Does G_INVOKE_REGION_START work with the terminators() iterator?

llvm/lib/CodeGen/MachineBasicBlock.cpp
259

Should we check for debug instructions + skip them here like in getFirstTerminator(), or is that not necessary?

aemerson added inline comments.Nov 16 2022, 3:08 PM
llvm/lib/CodeGen/MachineBasicBlock.cpp
259

I don't think it's necessary since debug instructions would never be terminators.

arsenm added inline comments.Nov 16 2022, 3:11 PM
llvm/lib/CodeGen/MachineBasicBlock.cpp
259

getFirstTerminator does check for them, so I'm not sure what the rule is for debug instructions

Does G_INVOKE_REGION_START work with the terminators() iterator?

It would not. terminators() uses getFirstTerminator() as the start iterator for the range, and therefore it only counts terminators which are adjacent instructions at the end of the block.

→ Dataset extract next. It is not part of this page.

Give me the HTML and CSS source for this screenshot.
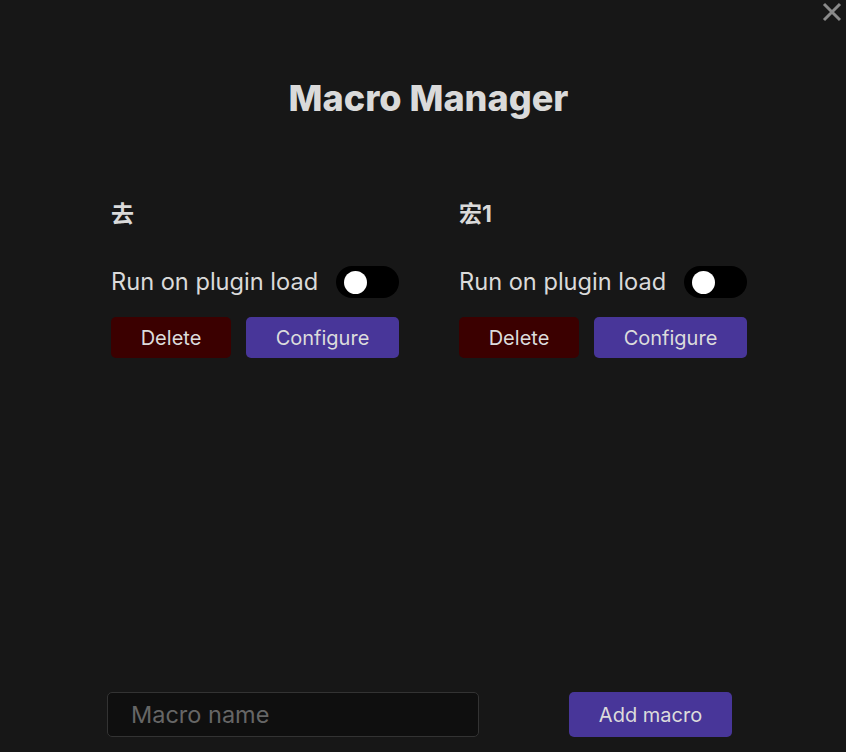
FILE: index.html
```html
<!DOCTYPE html>
<html>
<head>
<meta charset="utf-8">
<link rel="stylesheet" href="styles.css">
</head>
<body>
<div class="modal">
  <button class="close" aria-label="Close">
    <svg width="22" height="22" viewBox="0 0 22 22"><path d="M3 3 L19 19 M19 3 L3 19" stroke="#8a8a8a" stroke-width="3" stroke-linecap="butt"/></svg>
  </button>
  <h1 class="title">Macro Manager</h1>
  <div class="macros">
    <div class="macro">
      <h3 class="macro-name">去</h3>
      <div class="setting">
        <span class="label">Run on plugin load</span>
        <span class="toggle"><span class="knob"></span></span>
      </div>
      <div class="actions">
        <button class="btn btn-delete">Delete</button>
        <button class="btn btn-cta btn-configure">Configure</button>
      </div>
    </div>
    <div class="macro">
      <h3 class="macro-name">宏1</h3>
      <div class="setting">
        <span class="label">Run on plugin load</span>
        <span class="toggle"><span class="knob"></span></span>
      </div>
      <div class="actions">
        <button class="btn btn-delete">Delete</button>
        <button class="btn btn-cta btn-configure">Configure</button>
      </div>
    </div>
  </div>
  <div class="add-row">
    <input class="name-input" type="text" placeholder="Macro name">
    <button class="btn btn-cta btn-add">Add macro</button>
  </div>
</div>
</body>
</html>
```

FILE: styles.css
```css
html, body {
  margin: 0;
  padding: 0;
  background: #171717;
}
body {
  font-family: Inter, "Noto Sans CJK SC", sans-serif;
  color: #dadada;
}
.modal {
  position: relative;
  height: 752px;
  box-sizing: border-box;
  display: flex;
  flex-direction: column;
  padding: 0 0 15px 0;
}
.close {
  position: absolute;
  top: 1px;
  right: 3px;
  background: none;
  border: none;
  padding: 0;
  width: 22px;
  height: 22px;
  cursor: pointer;
}
.close svg { display: block; }
.title {
  margin: 76px 0 0 0;
  padding-left: 11px;
  font-size: 36px;
  line-height: 44px;
  font-weight: 800;
  text-align: center;
}
.macros {
  display: grid;
  grid-template-columns: 288px 288px;
  column-gap: 60px;
  margin: 81px 0 0 111px;
}
.macro-name {
  margin: 0;
  font-size: 23px;
  line-height: 26px;
  font-weight: 700;
}
.setting {
  display: flex;
  align-items: center;
  justify-content: space-between;
  margin-top: 39px;
}
.label {
  font-size: 23.6px;
  line-height: 28px;
}
.toggle {
  width: 63px;
  height: 32px;
  border-radius: 16px;
  background: #000;
  display: flex;
  align-items: center;
  padding-left: 8px;
  box-sizing: border-box;
}
.knob {
  width: 23px;
  height: 23px;
  border-radius: 50%;
  background: #fff;
}
.actions {
  display: flex;
  justify-content: space-between;
  margin-top: 19px;
}
.btn {
  font-family: Inter, sans-serif;
  font-size: 20px;
  color: #dcdcdc;
  border: none;
  border-radius: 5px;
  height: 41px;
  padding: 0;
  cursor: pointer;
}
.btn-delete {
  width: 120px;
  background: #3b0000;
}
.btn-cta {
  background: #483699;
}
.btn-configure {
  width: 153px;
}
.add-row {
  margin-top: auto;
  display: flex;
  align-items: center;
  padding-left: 107px;
}
.name-input {
  width: 372px;
  height: 45px;
  box-sizing: border-box;
  background: #0f0f0f;
  border: 1px solid #333;
  border-radius: 5px;
  padding: 0 0 0 23px;
  font-family: Inter, sans-serif;
  font-size: 23.5px;
  color: #dadada;
  outline: none;
}
.name-input::placeholder {
  color: #666;
}
.btn-add {
  margin-left: 90px;
  width: 163px;
  height: 45px;
}
```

I'm open to other approaches to fix this, its just that a new terminator seemed like the least hacky approach, but it's not without it's own issues.

aemerson added inline comments.Nov 16 2022, 3:13 PM
llvm/lib/CodeGen/MachineBasicBlock.cpp
259

It's because getFirstTerminator() stops searching at the first non-debug-non-terminator instruction, walking up the block. That's how it determines whether something is the "first" terminator.

Unfortunately I can't really change that because it would make every call to it more expensive.

aemerson updated this revision to Diff 477557.Nov 23 2022, 10:31 AM

Address comments.

Forgot to remove the END instruction, I’ll do that and update.

aemerson updated this revision to Diff 477679.Nov 23 2022, 8:37 PM
aemerson retitled this revision from [GlobalISel] Add new G_INVOKE_REGION_START/END instructions to fix an EH bug to [GlobalISel] Add a new G_INVOKE_REGION_START instruction to fix an EH bug.
aemerson edited the summary of this revision. (Show Details)

Remove G_INVOKE_REGION_END

paquette accepted this revision.Dec 6 2022, 9:50 AM

I think this looks good at this point

This revision is now accepted and ready to land.Dec 6 2022, 9:50 AM
This revision was landed with ongoing or failed builds.Dec 7 2022, 10:29 AM
This revision was automatically updated to reflect the committed changes.